» **WHAT IS REQUIRED**:
Would you repeat the listing exactly but omit every picture?
─── RAW DATA
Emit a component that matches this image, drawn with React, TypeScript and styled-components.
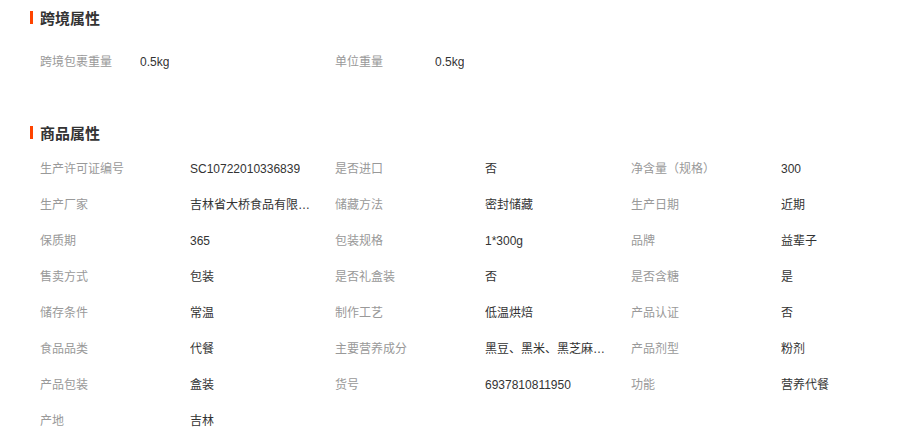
import React from "react";
import styled, { createGlobalStyle } from "styled-components";

const GlobalStyle = createGlobalStyle`
  html, body {
    margin: 0;
    padding: 0;
    background: #fff;
    overflow: hidden;
  }
  body {
    font-family: "Liberation Sans", "Noto Sans CJK SC", sans-serif;
    font-size: 12px;
    color: #333;
  }
`;

const Page = styled.div`
  width: 904px;
  padding-top: 2px;
`;

const Section = styled.section`
  & + & {
    margin-top: 37px;
  }
`;

const Title = styled.h3`
  margin: 0;
  padding-left: 30px;
  height: 30px;
  display: flex;
  align-items: center;
  gap: 7px;
  font-size: 15px;
  font-weight: 700;
  color: #333;

  &::before {
    content: "";
    display: block;
    width: 3px;
    height: 13px;
    background: #ff4400;
  }
`;

const Grid = styled.div<{ $top: number }>`
  display: grid;
  grid-template-columns: 295px 296px 1fr;
  padding: ${({ $top }) => $top}px 0 0 40px;
`;

const Cell = styled.div`
  height: 36px;
  line-height: 36px;
  white-space: nowrap;
`;

const Label = styled.span<{ $w: number }>`
  display: inline-block;
  vertical-align: top;
  width: ${({ $w }) => $w}px;
  color: #999;
`;

const Value = styled.span`
  display: inline-block;
  vertical-align: top;
  max-width: 122px;
  overflow: hidden;
  text-overflow: ellipsis;
  color: #333;
`;

type Attr = [string, string];

const crossBorder: Attr[] = [
  ["跨境包裹重量", "0.5kg"],
  ["单位重量", "0.5kg"],
];

const goods: Attr[] = [
  ["生产许可证编号", "SC10722010336839"],
  ["是否进口", "否"],
  ["净含量（规格）", "300"],
  ["生产厂家", "吉林省大桥食品有限公司"],
  ["储藏方法", "密封储藏"],
  ["生产日期", "近期"],
  ["保质期", "365"],
  ["包装规格", "1*300g"],
  ["品牌", "益辈子"],
  ["售卖方式", "包装"],
  ["是否礼盒装", "否"],
  ["是否含糖", "是"],
  ["储存条件", "常温"],
  ["制作工艺", "低温烘焙"],
  ["产品认证", "否"],
  ["食品品类", "代餐"],
  ["主要营养成分", "黑豆、黑米、黑芝麻、核桃"],
  ["产品剂型", "粉剂"],
  ["产品包装", "盒装"],
  ["货号", "6937810811950"],
  ["功能", "营养代餐"],
  ["产地", "吉林"],
];

function AttrGrid({ items, labelWidth, top }: { items: Attr[]; labelWidth: number; top: number }) {
  return (
    <Grid $top={top}>
      {items.map(([k, v]) => (
        <Cell key={k}>
          <Label $w={labelWidth}>{k}</Label>
          <Value title={v}>{v}</Value>
        </Cell>
      ))}
    </Grid>
  );
}

export default function App() {
  return (
    <Page>
      <GlobalStyle />
      <Section>
        <Title>跨境属性</Title>
        <AttrGrid items={crossBorder} labelWidth={100} top={12} />
      </Section>
      <Section>
        <Title>商品属性</Title>
        <AttrGrid items={goods} labelWidth={150} top={4} />
      </Section>
    </Page>
  );
}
──────
» **SOLUTION**:
Emit a component that matches this image, drawn with React, TypeScript and styled-components.
import React from "react";
import styled, { createGlobalStyle } from "styled-components";

const GlobalStyle = createGlobalStyle`
  html, body {
    margin: 0;
    padding: 0;
    background: #fff;
    overflow: hidden;
  }
  body {
    font-family: "Liberation Sans", "Noto Sans CJK SC", sans-serif;
    font-size: 12px;
    color: #333;
  }
`;

const Page = styled.div`
  width: 904px;
  padding-top: 2px;
`;

const Section = styled.section`
  & + & {
    margin-top: 37px;
  }
`;

const Title = styled.h3`
  margin: 0;
  padding-left: 30px;
  height: 30px;
  display: flex;
  align-items: center;
  gap: 7px;
  font-size: 15px;
  font-weight: 700;
  color: #333;

  &::before {
    content: "";
    display: block;
    width: 3px;
    height: 13px;
    background: #ff4400;
  }
`;

const Grid = styled.div<{ $top: number }>`
  display: grid;
  grid-template-columns: 295px 296px 1fr;
  padding: ${({ $top }) => $top}px 0 0 40px;
`;

const Cell = styled.div`
  height: 36px;
  line-height: 36px;
  white-space: nowrap;
`;

const Label = styled.span<{ $w: number }>`
  display: inline-block;
  vertical-align: top;
  width: ${({ $w }) => $w}px;
  color: #999;
`;

const Value = styled.span`
  display: inline-block;
  vertical-align: top;
  max-width: 122px;
  overflow: hidden;
  text-overflow: ellipsis;
  color: #333;
`;

type Attr = [string, string];

const crossBorder: Attr[] = [
  ["跨境包裹重量", "0.5kg"],
  ["单位重量", "0.5kg"],
];

const goods: Attr[] = [
  ["生产许可证编号", "SC10722010336839"],
  ["是否进口", "否"],
  ["净含量（规格）", "300"],
  ["生产厂家", "吉林省大桥食品有限公司"],
  ["储藏方法", "密封储藏"],
  ["生产日期", "近期"],
  ["保质期", "365"],
  ["包装规格", "1*300g"],
  ["品牌", "益辈子"],
  ["售卖方式", "包装"],
  ["是否礼盒装", "否"],
  ["是否含糖", "是"],
  ["储存条件", "常温"],
  ["制作工艺", "低温烘焙"],
  ["产品认证", "否"],
  ["食品品类", "代餐"],
  ["主要营养成分", "黑豆、黑米、黑芝麻、核桃"],
  ["产品剂型", "粉剂"],
  ["产品包装", "盒装"],
  ["货号", "6937810811950"],
  ["功能", "营养代餐"],
  ["产地", "吉林"],
];

function AttrGrid({ items, labelWidth, top }: { items: Attr[]; labelWidth: number; top: number }) {
  return (
    <Grid $top={top}>
      {items.map(([k, v]) => (
        <Cell key={k}>
          <Label $w={labelWidth}>{k}</Label>
          <Value title={v}>{v}</Value>
        </Cell>
      ))}
    </Grid>
  );
}

export default function App() {
  return (
    <Page>
      <GlobalStyle />
      <Section>
        <Title>跨境属性</Title>
        <AttrGrid items={crossBorder} labelWidth={100} top={12} />
      </Section>
      <Section>
        <Title>商品属性</Title>
        <AttrGrid items={goods} labelWidth={150} top={4} />
      </Section>
    </Page>
  );
}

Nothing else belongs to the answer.